Perspektif Narasi Kekuasaan dan Resistensi Simbolik dalam Budaya Populer
Dari sudut pandang negara, kemunculan dari banyaknya pemasangan bendera Jolly Roger dianggap sebagai bentuk penyimpangan makna nasionalisme. Pemerintah memandang bahwa penggunaan simbol asing berdampingan dengan bendera Merah Putih diartikan sebagai tindakan yang berpotensi merusak kehormatan simbol negara dan mengganggu persatuan nasional. Hal ini terlihat dari pernyataan sejumlah pejabat yang menegaskan bahwa bendera Merah Putih harus tetap menjadi satu-satunya lambang pemersatu bangsa. Sikap ini mencerminkan upaya negara untuk mempertahankan hegemoni simbolik, yaitu kekuasaan dalam menentukan makna yang sah mengenai nasionalisme dan identitas kebangsaan. Negara berusaha untuk mecegah agar hanya simbol resmi negara yang dapat merepresentasikan semangat kebangsaan dan mencegah terjadinya gerakan yang tidak berada di bawah kendali negara. Hal ini juga sejalan dengan pemikirian Roland Barthes tentang mitos dan simbol, yang memperlihatkan bagaimana narasi kekuasaan dibangun untuk menegaskan bahwa simbol alternatif seperti bendera Jolly Roger adalah sesuatu yang menyimpang, bahkan berpotensi mengancam kesatuan bangsa.

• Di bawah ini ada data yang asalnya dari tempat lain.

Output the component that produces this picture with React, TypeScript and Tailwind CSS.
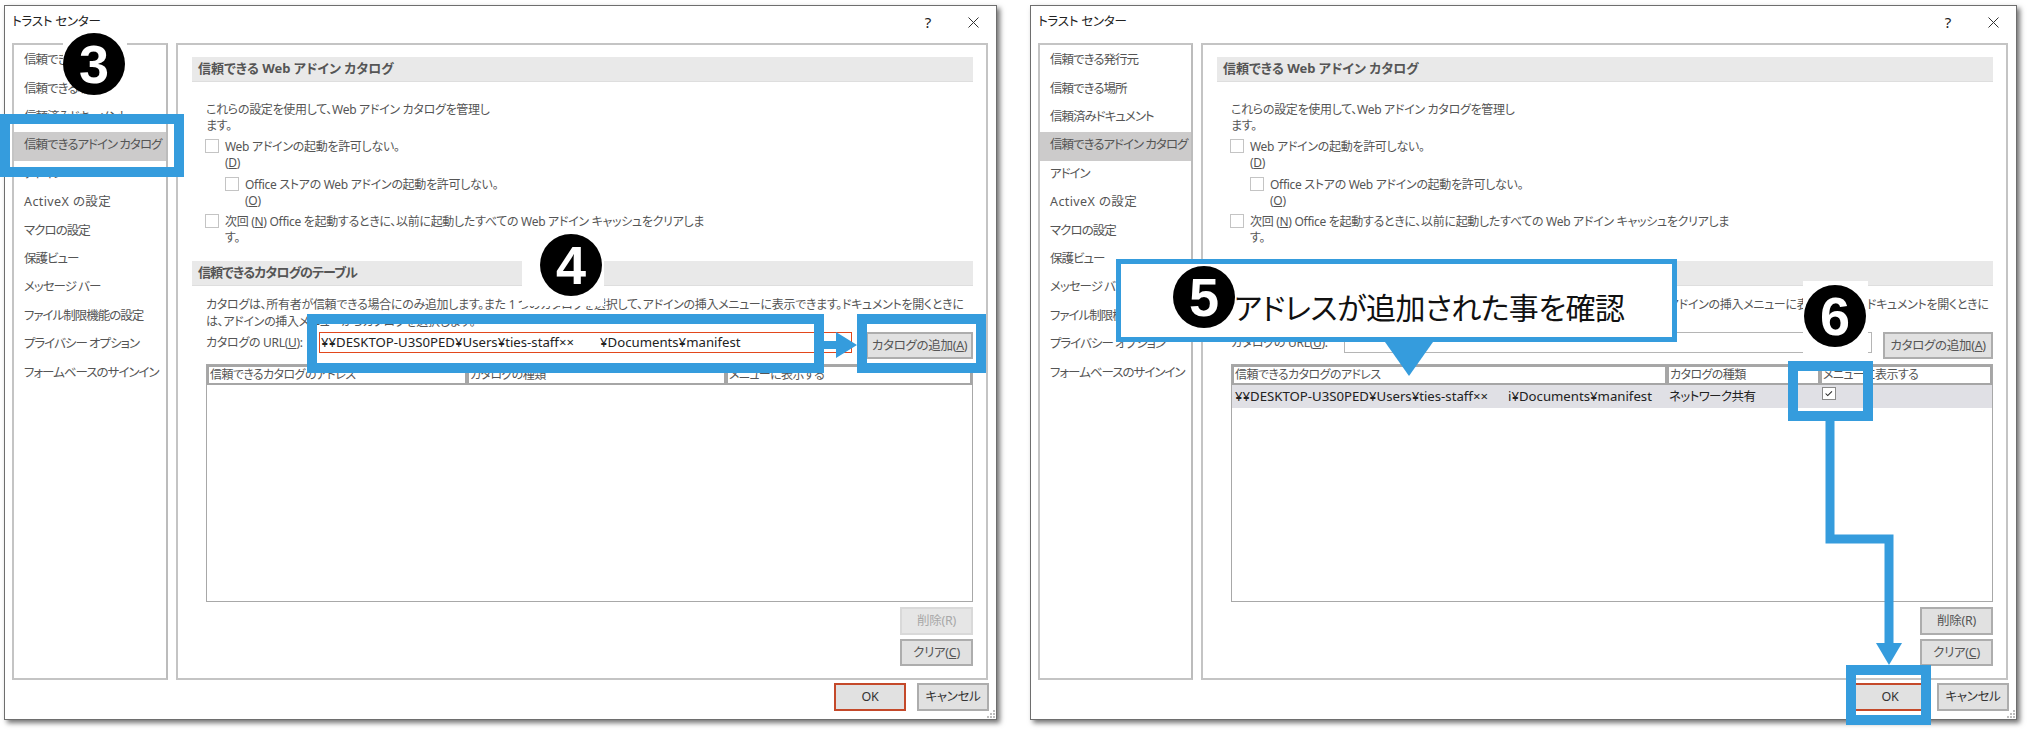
import React from 'react';

const navItems = [
  '信頼できる発行元',
  '信頼できる場所',
  '信頼済みドキュメント',
  '信頼できるアドイン カタログ',
  'アドイン',
  'ActiveX の設定',
  'マクロの設定',
  '保護ビュー',
  'メッセージ バー',
  'ファイル制限機能の設定',
  'プライバシー オプション',
  'フォームベースのサインイン',
];

function Box() {
  return <span className="block w-[14px] h-[14px] shrink-0 border border-[#c4c4c4] bg-white" />;
}

function Button({ children, className }: { children: React.ReactNode; className: string }) {
  return (
    <button className={`flex items-center justify-center border-2 border-[#adadad] bg-[#e1e1e1] text-[12.5px] tracking-[-0.3px] whitespace-nowrap ${className}`}>
      {children}
    </button>
  );
}

function SectionTitle({ children }: { children: React.ReactNode }) {
  return (
    <div className="h-[25px] shrink-0 flex items-center pl-[6px] bg-[#e9e9e9] border-b border-[#dedede] font-bold text-[13px] tracking-normal text-[#555555]">
      {children}
    </div>
  );
}

interface DialogProps {
  widthClass: string;
  navClass: string;
  panelClass: string;
  filled: boolean;
}

function Dialog({ widthClass, navClass, panelClass, filled }: DialogProps) {
  return (
    <div className={`h-[715px] shrink-0 flex flex-col bg-white border border-[#6e6e6e] shadow-[3px_3px_5px_rgba(0,0,0,0.55)] ${widthClass}`}>
      {/* Title bar */}
      <div className="h-[37px] shrink-0 flex items-center pl-[7px] pr-[17px] pb-[4px] text-[12.5px] tracking-[-0.2px] text-[#222222]">
        <span className="flex-1">トラスト センター</span>
        <span className="text-[15px] mr-[37px]">?</span>
        <svg width="11" height="11" viewBox="0 0 11 11" className="stroke-[#333333]">
          <path d="M0.5 0.5 L10.5 10.5 M10.5 0.5 L0.5 10.5" fill="none" strokeWidth="1" />
        </svg>
      </div>

      <div className="h-[637px] shrink-0 flex gap-2 pl-[7px]">
        {/* Nav */}
        <div className={`shrink-0 pt-[2px] border-2 border-[#c4c4c4] border-r-[#bcbcbc] bg-white ${navClass}`}>
          {navItems.map((item, i) => (
            <div
              key={item}
              className={`h-[28.4px] flex items-center pl-[10px] pb-[1px] text-[12.5px] text-[#555555] whitespace-nowrap ${
                i === 5 ? 'tracking-[0.4px]' : 'tracking-[-1px]'
              } ${i === 3 ? 'bg-[#cccbcb] text-[#444444]' : ''}`}
            >
              {item}
            </div>
          ))}
        </div>

        {/* Content */}
        <div className={`shrink-0 flex flex-col pt-[12px] pl-[14px] pr-[13px] pb-[12px] border-2 border-[#c4c4c4] bg-white text-[#555555] text-[12px] tracking-[-0.3px] leading-[15.5px] ${panelClass}`}>
          <SectionTitle>信頼できる Web アドイン カタログ</SectionTitle>
          <div className="pl-[13px] pt-[20px]">
            <p className="pl-[1px]">
              これらの設定を使用して、Web アドイン カタログを管理し
              <br />
              ます。
            </p>
            <div className="flex gap-[6px] mt-[6px]">
              <Box />
              <span>
                Web アドインの起動を許可しない。
                <br />
                (<u>D</u>)
              </span>
            </div>
            <div className="flex gap-[6px] mt-[7px] ml-[20px]">
              <Box />
              <span>
                Office ストアの Web アドインの起動を許可しない。
                <br />
                (<u>O</u>)
              </span>
            </div>
            <div className="flex gap-[6px] mt-[6px]">
              <Box />
              <span>
                次回 (<u>N</u>) Office を起動するときに、以前に起動したすべての Web アドイン キャッシュをクリアしま
                <br />
                す。
              </span>
            </div>
          </div>

          <div className="mt-[16px]">
            <SectionTitle>
              <span className="tracking-[-0.9px]">信頼できるカタログのテーブル</span>
            </SectionTitle>
          </div>

          <div className="flex-1 flex flex-col pl-[14px]">
            <p className="mt-[10px] whitespace-nowrap leading-[17px]">
              カタログは、所有者が信頼できる場合にのみ追加します。また 1 つのカタログを選択して、アドインの挿入メニューに表示できます。ドキュメントを開くときに
              <br />
              は、アドインの挿入メニューからカタログを選択します。
            </p>
            <div className="flex items-start mt-[2px]">
              <span className="w-[113px] shrink-0 pt-[3px] whitespace-nowrap">カタログの URL(<u>U</u>):</span>
              {filled ? (
                <div className="flex-1 h-[21px] flex items-center pl-[1px] border border-[#e2471c] text-[13.2px] tracking-normal text-[#222222] whitespace-nowrap">
                  ¥¥DESKTOP-U3S0PED¥Users¥ties-staff××<span className="w-[26px]" />¥Documents¥manifest
                </div>
              ) : (
                <div className="flex-1 h-[21px] border border-[#b5b5b5]" />
              )}
              <Button className={`h-[27px] shrink-0 ${filled ? 'w-[107px] ml-[14px]' : 'w-[110px] ml-[11px]'}`}>
                <span>カタログの追加(<u>A</u>)</span>
              </Button>
            </div>

            {/* Catalog table */}
            <div className="h-[238px] mt-[5px] flex flex-col border border-[#a8a8a8]">
              <div className="h-[20px] shrink-0 flex gap-[4px] p-[2px] bg-[#a6a6a6] tracking-[-0.6px]">
                <div className={`bg-white pl-[1px] ${filled ? 'w-[256px]' : 'w-[431px]'}`}>信頼できるカタログのアドレス</div>
                <div className={`bg-white pl-[1px] ${filled ? 'w-[255px]' : 'w-[149px]'}`}>カタログの種類</div>
                <div className="flex-1 bg-white pl-[1px]">メニューに表示する</div>
              </div>
              {!filled && (
                <div className="h-[23px] flex gap-[4px] items-center px-[2px] bg-[#e0e0e5] text-[#222222]">
                  <div className="w-[431px] pl-[1px] whitespace-nowrap text-[13.2px] tracking-normal">
                    ¥¥DESKTOP-U3S0PED¥Users¥ties-staff××<span className="inline-block w-[20px]" />i¥Documents¥manifest
                  </div>
                  <div className="w-[149px] text-[12.5px] tracking-[-0.6px]">ネットワーク共有</div>
                  <div className="flex-1 pb-[6px]">
                    <svg width="14" height="13" viewBox="0 0 14 13" className="bg-white border border-[#8a8a8a]">
                      <path d="M3 6.5 L5.5 9 L10.5 4" fill="none" stroke="#222222" strokeWidth="1.2" />
                    </svg>
                  </div>
                </div>
              )}
            </div>

            <div className="flex flex-col items-end gap-[4px] mt-[5px]">
              <Button className={`w-[73px] h-[28px] ${filled ? 'border-[#d9d9d9] bg-[#e6e6e6] text-[#a8a8a8]' : ''}`}>
                <span>削除(R)</span>
              </Button>
              <Button className="w-[73px] h-[27px]">
                <span>クリア(<u>C</u>)</span>
              </Button>
            </div>
          </div>
        </div>
      </div>

      {/* Footer */}
      <div className="relative flex-1 flex justify-end gap-[11px] pt-[3px] pr-[7px] text-[#333333]">
        <Button className="w-[72px] h-[28px] border-[#c4492a]">
          <span>OK</span>
        </Button>
        <Button className="w-[72px] h-[28px]">
          <span>キャンセル</span>
        </Button>
        <svg width="9" height="9" viewBox="0 0 9 9" className="absolute right-0 bottom-0 fill-[#bdbdbd]">
          <rect x="6" y="0" width="2" height="2" />
          <rect x="3" y="3" width="2" height="2" />
          <rect x="6" y="3" width="2" height="2" />
          <rect x="0" y="6" width="2" height="2" />
          <rect x="3" y="6" width="2" height="2" />
          <rect x="6" y="6" width="2" height="2" />
        </svg>
      </div>
    </div>
  );
}

function Badge({ n, className }: { n: string; className: string }) {
  return (
    <div className={`absolute w-[62px] h-[62px] rounded-full bg-black flex items-center justify-center text-white text-[54px] font-bold leading-none font-['Liberation_Sans',sans-serif] ${className}`}>
      {n}
    </div>
  );
}

export default function App() {
  return (
    <div className="relative w-[2032px] h-[734px] overflow-hidden bg-white flex gap-[33px] pt-[5px] pl-[4px] font-['Noto_Sans','Noto_Sans_CJK_JP',sans-serif] [font-feature-settings:'palt']">
      <Dialog widthClass="w-[993px]" navClass="w-[156px]" panelClass="w-[812px]" filled />
      <Dialog widthClass="w-[987px]" navClass="w-[155px]" panelClass="w-[807px]" filled={false} />

      {/* Step 3 */}
      <div className="absolute left-[63px] top-[43px] w-[64px] h-[20px] bg-white" />
      <Badge n="3" className="left-[63px] top-[33px]" />
      <div className="absolute left-0 top-[114px] w-[184px] h-[63px] border-[10px] border-[#359cdd]" />

      {/* Step 4 */}
      <div className="absolute left-[522px] top-[228px] w-[82px] h-[78px] bg-white" />
      <Badge n="4" className="left-[540px] top-[234px]" />
      <div className="absolute left-[307px] top-[314px] w-[517px] h-[59px] border-[10px] border-[#359cdd]" />
      <div className="absolute left-[857px] top-[314px] w-[129px] h-[59px] border-[10px] border-[#359cdd]" />
      <svg width="33" height="28" viewBox="0 0 33 28" className="absolute left-[824px] top-[331px]">
        <path d="M0 10 H12 V1 L33 14 L12 27 V18 H0 Z" fill="#359cdd" />
      </svg>

      {/* Step 5 */}
      <div className="absolute left-[1116px] top-[259px] w-[561px] h-[83px] border-[5px] border-[#359cdd] bg-white flex items-end pl-[113px] pb-[9px] text-[30px] tracking-[-0.5px] leading-[40px] text-[#111111] whitespace-nowrap">
        アドレスが追加された事を確認
      </div>
      <Badge n="5" className="left-[1173px] top-[266px]" />
      <svg width="48" height="34" viewBox="0 0 48 34" className="absolute left-[1385px] top-[342px]">
        <path d="M0 0 H48 L24 34 Z" fill="#359cdd" />
      </svg>

      {/* Step 6 */}
      <div className="absolute left-[1803px] top-[281px] w-[65px] h-[72px] bg-white" />
      <Badge n="6" className="left-[1804px] top-[285px]" />
      <div className="absolute left-[1788px] top-[361px] w-[85px] h-[60px] border-[10px] border-[#359cdd]" />
      <svg width="80" height="250" viewBox="0 0 80 250" className="absolute left-[1825px] top-[418px]">
        <path d="M5 0 V121 H64 V226" fill="none" stroke="#359cdd" strokeWidth="9" />
        <path d="M51 225 H77 L64 247 Z" fill="#359cdd" />
      </svg>
      <div className="absolute left-[1846px] top-[665px] w-[85px] h-[60px] border-[10px] border-[#359cdd]" />
    </div>
  );
}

Sehingga, simbol bendera bajak laut Topi Jerami yang kerap dipasang bersanding dengan bendera merah putih tidak sekadar ekspresi fandom, melainkan juga refleksi keresahan masyarakat terhadap situasi sosial-politik. One Piece menjadi semacam bahasa baru generasi muda untuk menyampaikan kritik dengan cara kreatif dan mudah dipahami bersama. Serta penting bagi negara untuk tidak sekadar melihat simbol budaya populer sebagai ancaman, melainkan sebagai peluang untuk memahami aspirasi rakyat yang disampaikan melalui medium kreatif. Ketika kritik sosial hadir dalam bentuk yang imajinatif dan penuh makna seperti One Piece, maka dialog antara negara dan masyarakat bisa dibangun dengan cara yang lebih inklusif.